Your instructions –
Look through the listing and locate every line containing the word "React"; copy those lines.

**** Source excerpt

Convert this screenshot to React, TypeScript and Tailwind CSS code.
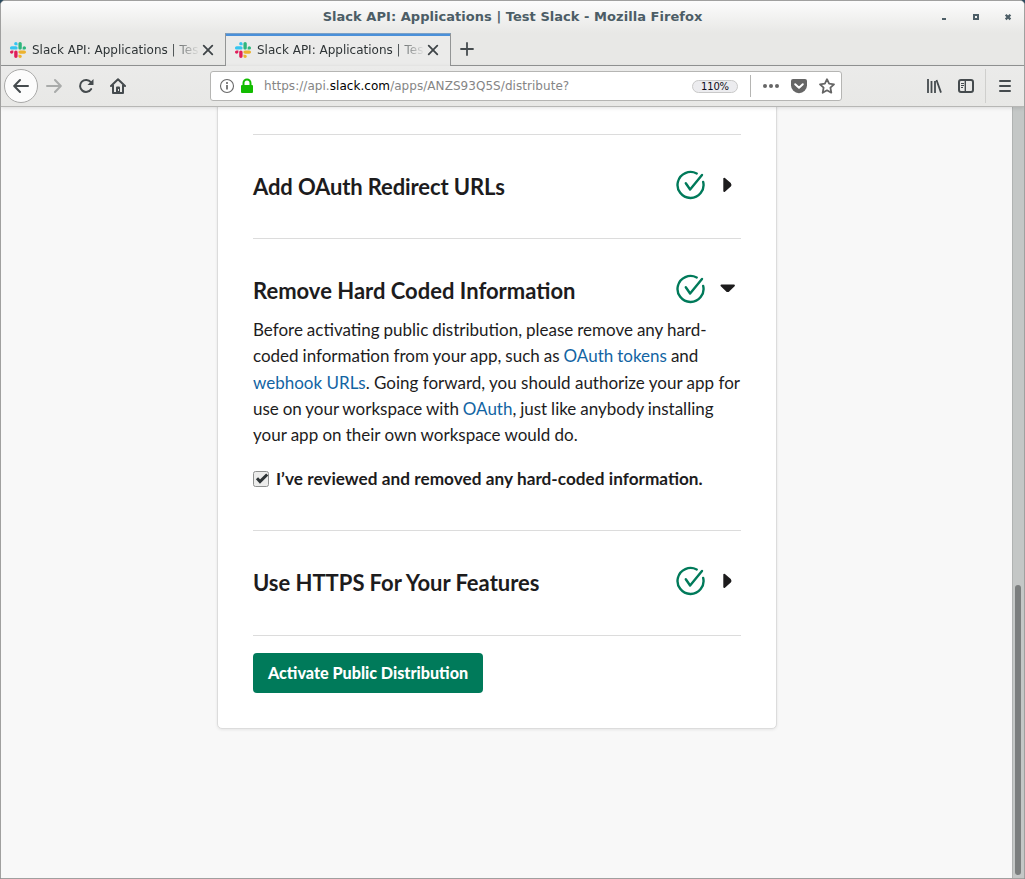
import React from "react";

const UI = "font-['DejaVu_Sans',sans-serif]";

function SlackLogo() {
  return (
    <svg width="16" height="16" viewBox="0 0 122.8 122.8" className="shrink-0">
      <path fill="#E01E5A" d="M25.8 77.6c0 7.1-5.8 12.9-12.9 12.9S0 84.7 0 77.6s5.8-12.9 12.9-12.9h12.9v12.9zm6.5 0c0-7.1 5.8-12.9 12.9-12.9s12.9 5.8 12.9 12.9v32.3c0 7.1-5.8 12.9-12.9 12.9s-12.9-5.8-12.9-12.9V77.6z" />
      <path fill="#36C5F0" d="M45.2 25.8c-7.1 0-12.9-5.8-12.9-12.9S38.1 0 45.2 0s12.9 5.8 12.9 12.9v12.9H45.2zm0 6.5c7.1 0 12.9 5.8 12.9 12.9s-5.8 12.9-12.9 12.9H12.9C5.8 58.1 0 52.3 0 45.2s5.8-12.9 12.9-12.9h32.3z" />
      <path fill="#2EB67D" d="M97 45.2c0-7.1 5.8-12.9 12.9-12.9s12.9 5.8 12.9 12.9-5.8 12.9-12.9 12.9H97V45.2zm-6.5 0c0 7.1-5.8 12.9-12.9 12.9s-12.9-5.8-12.9-12.9V12.9C64.7 5.8 70.5 0 77.6 0s12.9 5.8 12.9 12.9v32.3z" />
      <path fill="#ECB22E" d="M77.6 97c7.1 0 12.9 5.8 12.9 12.9s-5.8 12.9-12.9 12.9-12.9-5.8-12.9-12.9V97h12.9zm0-6.5c-7.1 0-12.9-5.8-12.9-12.9s5.8-12.9 12.9-12.9h32.3c7.1 0 12.9 5.8 12.9 12.9s-5.8 12.9-12.9 12.9H77.6z" />
    </svg>
  );
}

function TabContent() {
  return (
    <>
      <SlackLogo />
      <span className="ml-[6px] w-[166px] text-[12px] leading-4 whitespace-nowrap text-[#2e3436] [mask-image:linear-gradient(to_right,#000_136px,transparent_168px)]">
        Slack API: Applications | Tes
      </span>
      <svg width="12" height="12" viewBox="0 0 12 12" className="ml-1 shrink-0" stroke="#3f4548" strokeWidth="1.8" strokeLinecap="round">
        <path d="M1.7 1.7l8.6 8.6M10.3 1.7l-8.6 8.6" />
      </svg>
    </>
  );
}

function TitleBar() {
  return (
    <div className="relative flex h-[32px] shrink-0 items-center justify-center bg-linear-to-b from-[#fcfcfc] to-[#e8e8e6]">
      <span className="text-[13px] leading-4 font-bold tracking-[0.04px] whitespace-nowrap text-[#4c5d66]">
        Slack API: Applications | Test Slack - Mozilla Firefox
      </span>
      <svg width="80" height="12" viewBox="0 0 80 12" className="absolute top-[9px] right-[6px]">
        <path fill="#4c5d66" d="M4 8h4v2H4z" />
        <path fill="#4c5d66" fillRule="evenodd" d="M35 4h6v6h-6zM37 6v2h2V6z" />
        <path stroke="#4c5d66" strokeWidth="2.3" d="M67.7 4.7l4.7 4.7M72.4 4.7l-4.7 4.7" />
      </svg>
    </div>
  );
}

function TabStrip() {
  return (
    <div className="flex h-[33px] shrink-0 bg-[#e8e8e6]">
      <div className="flex w-[224px] items-center border-b border-[#939595] pt-px pl-[9px]">
        <TabContent />
      </div>
      <div className="flex w-[226px] items-center border-x border-t border-[#939595] border-t-[#79a0c8] bg-[#ebebea] pl-[9px] shadow-[inset_0_2px_0_#4a90d9]">
        <TabContent />
      </div>
      <div className="flex flex-1 items-center border-b border-[#939595] pl-[9px]">
        <svg width="14" height="14" viewBox="0 0 14 14" stroke="#454b4e" strokeWidth="1.8" strokeLinecap="round">
          <path d="M7 1v12M1 7h12" />
        </svg>
      </div>
    </div>
  );
}

function AddressBar() {
  return (
    <div className="flex h-[30px] w-[632px] items-center rounded-[3px] border border-[#b5b5b3] bg-white pl-2">
      <svg width="16" height="16" viewBox="0 0 16 16" fill="none">
        <circle cx="8" cy="8" r="6.5" stroke="#686868" strokeWidth="1.1" />
        <circle cx="8" cy="5" r="1" fill="#5c5c5c" />
        <path stroke="#5c5c5c" strokeWidth="1.6" d="M8 7v4.6" />
      </svg>
      <svg width="14" height="16" viewBox="0 0 14 16" className="ml-[5px]">
        <path fill="none" stroke="#12bc00" strokeWidth="2" d="M3.5 8V5a3.5 3.5 0 0 1 7 0v3" />
        <rect x="1" y="7" width="12" height="8" rx="1" fill="#12bc00" />
      </svg>
      <span className="ml-[10px] w-[428px] text-[12px] leading-4 tracking-[0.05px] whitespace-nowrap text-[#858585]">
        https://api.<span className="text-black">slack.com</span>/apps/ANZS93Q5S/distribute?
      </span>
      <span className="flex h-[13px] w-[46px] items-center justify-center rounded-full border border-[#c9c9c9] bg-[#ececef] text-[10px] tracking-[-0.2px] text-[#0c0c20]">110%</span>
      <span className="ml-3 h-[22px] w-px bg-[#b5b5b3]" />
      <svg width="16" height="16" viewBox="0 0 16 16" className="ml-3" fill="#666">
        <circle cx="2" cy="8" r="2" />
        <circle cx="8" cy="8" r="2" />
        <circle cx="14" cy="8" r="2" />
      </svg>
      <svg width="16" height="16" viewBox="0 0 16 16" className="ml-3">
        <path fill="#666" d="M2 1h12a2 2 0 0 1 2 2v4.2a8 8 0 0 1-16 0V3a2 2 0 0 1 2-2z" />
        <path fill="none" stroke="#fff" strokeWidth="2" strokeLinecap="round" strokeLinejoin="round" d="M4.2 6.2L8 9.8l3.8-3.6" />
      </svg>
      <svg width="16" height="16" viewBox="0 0 16 16" className="ml-3" fill="none" stroke="#666" strokeWidth="1.8" strokeLinejoin="round">
        <path d="M8 1.2l2.1 4.5 4.9.6-3.6 3.4.9 5L8 12.3l-4.3 2.4.9-5L1 6.3l4.9-.6z" />
      </svg>
    </div>
  );
}

function Toolbar() {
  return (
    <div className="relative z-10 flex h-[41px] shrink-0 items-center border-b border-[#b7b7b5] bg-linear-to-b from-[#ebebea] to-[#e8e8e6] pl-[3px] shadow-[0_1px_4px_rgba(0,0,0,0.12)]">
      <div className="flex size-[34px] items-center justify-center rounded-full border border-[#a9a9a8] bg-[#fcfcfc]">
        <svg width="16" height="16" viewBox="0 0 16 16" fill="none" stroke="#454b4e" strokeWidth="2" strokeLinecap="round" strokeLinejoin="round">
          <path d="M15 8H1.5M7 2L1.2 8 7 14" />
        </svg>
      </div>
      <svg width="16" height="16" viewBox="0 0 16 16" className="ml-2" fill="none" stroke="#a9abaa" strokeWidth="2" strokeLinecap="round" strokeLinejoin="round">
        <path d="M1 8h13.5M9 2l5.8 6L9 14" />
      </svg>
      <svg width="16" height="16" viewBox="0 0 16 16" className="ml-4">
        <path fill="none" stroke="#454b4e" strokeWidth="2" strokeLinecap="round" d="M12.8 4.2A6 6 0 1 0 13.2 11" />
        <path fill="#454b4e" d="M15.5 1v5.5a.5.5 0 0 1-.5.5H9.5z" />
      </svg>
      <svg width="16" height="16" viewBox="0 0 16 16" className="ml-4">
        <path fill="none" stroke="#454b4e" strokeWidth="2" strokeLinecap="round" strokeLinejoin="round" d="M1 8l7-6.8L15 8M3 7v8h10V7" />
        <path fill="#454b4e" fillRule="evenodd" d="M6 15V9.5a1 1 0 0 1 1-1h2a1 1 0 0 1 1 1V15zM8 11v2h1v-2z" />
      </svg>
      <div className="ml-[84px]">
        <AddressBar />
      </div>
      <svg width="16" height="16" viewBox="0 0 16 16" className="ml-[84px]" fill="none" stroke="#454b4e" strokeWidth="2">
        <path d="M2 1v14M5.5 3v12M9 3v12M10.5 2L15 14.6" strokeWidth="1.8" />
      </svg>
      <svg width="16" height="16" viewBox="0 0 16 16" className="ml-4" fill="none" stroke="#454b4e">
        <rect x="1" y="2" width="14" height="12" rx="2" strokeWidth="2" />
        <path d="M7.3 2v12" strokeWidth="1.4" />
        <path d="M3 5.5h3M3 7.5h3M3 9.5h2" strokeWidth="1" />
      </svg>
      <span className="ml-[11px] h-[34px] w-px bg-[#cfcfcd]" />
      <svg width="14" height="14" viewBox="0 0 14 14" className="ml-[12px]" stroke="#454b4e" strokeWidth="2" strokeLinecap="round">
        <path d="M2 2h10M2 7h10M2 12h10" />
      </svg>
    </div>
  );
}

function DoneIcon() {
  return (
    <svg width="30" height="30" viewBox="0 0 30 30" fill="none" stroke="#007a5a" strokeWidth="2.4" strokeLinecap="round" strokeLinejoin="round">
      <path d="M20.7 3.5A13 13 0 1 0 27.2 12" />
      <path d="M9.8 13.3L14.1 19.5 26 4.9" />
    </svg>
  );
}

function SectionHeading({ title, open = false, spacing = "" }: { title: string; open?: boolean; spacing?: string }) {
  return (
    <div className="flex h-[30px] items-center">
      <h4 className={`flex-1 pt-[3px] text-[22px] leading-[30px] font-bold whitespace-nowrap ${spacing}`}>{title}</h4>
      <DoneIcon />
      <svg width="16" height="16" viewBox="0 0 16 16" className="mr-[5px] ml-[14px]" fill="#1d1c1d" stroke="#1d1c1d" strokeWidth="2" strokeLinejoin="round">
        {open ? <path d="M1.5 4.5h12.4L8.7 9.6q-1 .8-2 0z" /> : <path d="M4.3 1.7v12.2l5.8-5.1q.8-1 0-2z" />}
      </svg>
    </div>
  );
}

function Link({ children }: { children: React.ReactNode }) {
  return <a className="text-[#1264a3]">{children}</a>;
}

function DistributionCard() {
  return (
    <div className="-mt-2 h-[630px] w-[560px] rounded-[5px] border border-[#dcdcdc] bg-white px-[35px] pt-[34px] font-[Lato,sans-serif] text-[#1d1c1d] shadow-[0_1px_3px_rgba(0,0,0,0.08)]">
      <div className="h-[104px] border-t border-[#dcdcdc] pt-[35px]">
        <SectionHeading title="Add OAuth Redirect URLs" spacing="tracking-[-0.12px]" />
      </div>
      <div className="h-[292px] border-t border-[#dcdcdc] pt-[35px]">
        <SectionHeading title="Remove Hard Coded Information" open />
        <p className="mt-[13px] text-[17px] leading-[26.3px] whitespace-nowrap">
          <span className="[word-spacing:-0.4px]">Before activating public distribution, please remove any hard-</span>
          <br />
          <span className="[word-spacing:-0.35px]">coded information from your app, such as <Link>OAuth tokens</Link> and</span>
          <br />
          <Link>webhook URLs</Link>. Going forward, you should authorize your app for
          <br />
          <span className="[word-spacing:-0.45px]">use on your workspace with <Link>OAuth</Link>, just like anybody installing</span>
          <br />
          <span className="[word-spacing:-0.15px]">your app on their own workspace would do.</span>
        </p>
        <label className="mt-[18px] flex h-[26px] items-center">
          <svg width="16" height="16" viewBox="0 0 16 16" className="mr-[7px]">
            <rect x=".5" y=".5" width="15" height="15" rx="2" fill="#ececeb" stroke="#8f9190" />
            <path fill="none" stroke="#2e3436" strokeWidth="3" d="M4 7.3l3 3.2 7.2-7" />
          </svg>
          <span className="text-[17.2px] leading-[26px] font-bold whitespace-nowrap [word-spacing:0.2px]">
            I’ve reviewed and removed any hard-coded information.
          </span>
        </label>
      </div>
      <div className="h-[105px] border-t border-[#dcdcdc] pt-[35px]">
        <SectionHeading title="Use HTTPS For Your Features" spacing="[word-spacing:-0.2px]" />
      </div>
      <div className="border-t border-[#dcdcdc] pt-[17px]">
        <button className="h-[40px] w-[230px] rounded-[4px] bg-[#007a5a] text-[16.15px] font-black whitespace-nowrap text-white">
          Activate Public Distribution
        </button>
      </div>
    </div>
  );
}

export default function App() {
  return (
    <div className="h-[879px] w-[1025px] overflow-hidden bg-[#2b4a5e]">
      <div className={`flex h-full flex-col overflow-hidden rounded-t-[5px] border border-[#a0a09f] bg-[#e8e8e6] ${UI}`}>
        <TitleBar />
        <TabStrip />
        <Toolbar />
        <div className="flex min-h-0 flex-1 overflow-hidden">
          <div className="flex-1 bg-[#f8f8f8] pl-[216px]">
            <DistributionCard />
          </div>
          <div className="w-[12px] border-l border-[#b0b3b2] bg-[#c4c7c6] pt-[478px] pl-[2px]">
            <div className="h-[290px] w-[6px] rounded-full bg-[#7b7e7e]" />
          </div>
        </div>
      </div>
    </div>
  );
}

********

Exercise answer –
Convert this screenshot to React, TypeScript and Tailwind CSS code.
import React from "react";
function Link({ children }: { children: React.ReactNode }) {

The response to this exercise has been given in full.